In one of my chapters of The Grail, recently posted on the Moon Books blog, I included a few lines from the marvellous Y Gododdin poem of Aneirin (circa AD 600).  I gave the three lines in archaic Welsh, followed by Skene's 19th century translation of those lines, then a more general 20th century translation, then my own translation.

Before long, an argument had arisen.  I had done it all wrong, apparently, by departing from the text set down by my betters.  On one point, one of my interlocutors was absolutely right - I had wrongly transcribed one of the original Welsh words, which has since led to three days of obsessive research and revision to try and pin down the meaning of one word.

One word.  Three days.  About a dozen variants played with and discarded.  And this word (it's only four letters, by the way - ceni, if you must know) had already been translated in wildly different ways by acknowledged experts.

Well, I've finally come up with what I believe it meant, and that's gone into my manuscript of The Grail (but it's not online - you'll have to wait for the book).  But it was all a wonderful reminder of the great big problems of translation.

Context.  If you don't know the context in which the original words were created, you're not likely to get the meaning right when you convert them into modern English.

Mindset.  Language is not just words, it's a way of looking at, understanding and interpreting the world.  It's a means of expression, and what is expressed is how a person - and a culture - comprehends the world around them.  A different culture means a different way of perceiving and relating to the world.  They way they expressed their thoughts made sense to them: it might make no sense at all if you just alter those words to their nearest English equivalents.
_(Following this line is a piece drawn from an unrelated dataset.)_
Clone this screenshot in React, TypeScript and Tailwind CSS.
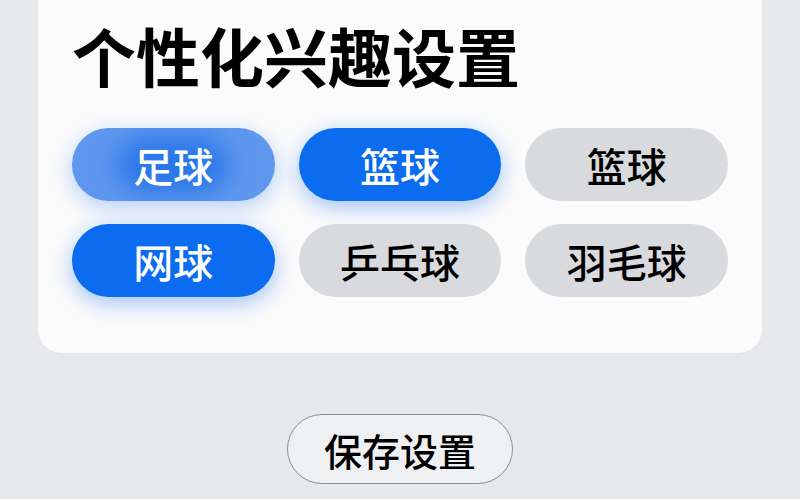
import React from "react";

const font = { fontFamily: '"Noto Sans CJK SC", "Noto Sans", sans-serif' };

type Tag = { label: string; state: "hover" | "on" | "off" };

const tags: Tag[] = [
  { label: "足球", state: "hover" },
  { label: "篮球", state: "on" },
  { label: "篮球", state: "off" },
  { label: "网球", state: "on" },
  { label: "乒乓球", state: "off" },
  { label: "羽毛球", state: "off" },
];

const Pill = ({ label, state }: Tag) => {
  if (state === "hover") {
    return (
      <button className="relative h-[73px] rounded-full overflow-hidden bg-[#5f97ee] text-white text-[40px] font-medium shadow-[0_6px_22px_rgba(40,120,240,0.35)]">
        <span className="absolute left-1/2 top-1/2 -translate-x-1/2 -translate-y-1/2 w-[110px] h-[56px] rounded-full bg-[#2a77ea] blur-[12px]"></span>
        <span className="relative">{label}</span>
      </button>
    );
  }
  if (state === "on") {
    return (
      <button className="h-[73px] rounded-full bg-[#0b6cf0] text-white text-[40px] font-medium shadow-[0_6px_22px_rgba(20,110,240,0.4)]">
        {label}
      </button>
    );
  }
  return (
    <button className="h-[73px] rounded-full bg-[#d9dadd] text-black text-[40px] font-medium">
      {label}
    </button>
  );
};

export default function App() {
  return (
    <div className="w-[800px] h-[499px] overflow-hidden bg-[#e7e8eb] flex flex-col items-center" style={font}>
      <div className="w-[724px] -mt-6 bg-[#fbfbfb] rounded-[24px] pt-[46px] px-[34px] pb-[56px]">
        <h1 className="text-[64px] font-bold leading-none text-black">个性化兴趣设置</h1>
        <div className="mt-[42px] grid grid-cols-3 gap-x-[24px] gap-y-[23px]">
          {tags.map((t, i) => (
            <Pill key={i} {...t} />
          ))}
        </div>
      </div>
      <button className="mt-[61px] w-[226px] h-[70px] rounded-full border-[1.5px] border-[#8e8f94] bg-[#eff0f2] text-[38px] font-medium text-black">
        保存设置
      </button>
    </div>
  );
}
You don't have to go back to Welsh poems from 6th century Britain to encounter these problems.  For the first twenty years of my research into William Shakespeare, I suffered from a major handicap: I didn't really enjoy reading or watching his plays.  No, I'll go further: I found them mind-bendingly obtuse, obscure, verbose and impenetrable.  Not much fun at all.

Reading a Shakespeare play (or going to see one) felt a bit like going to the dentist.  It would no doubt be a horrible experience, but I'd be the better for having submitted to it.

What was wrong wasn't me.  It was what I'd been taught about Shakespeare - or, rather, what I hadn't been taught.  No one had given me the vital key to understanding Shakespeare's writings (the key, by the way, is the Reformation).  Once I found that key, everything changed.  Now I can read a Shakespeare play for pleasure.  I find his work fascinating, lucid, hugely emotional, terrifying, disturbing and - most of all - relevant.  He's remarkably clear, once you get your head round the context (his world) and the mindset (how he saw it).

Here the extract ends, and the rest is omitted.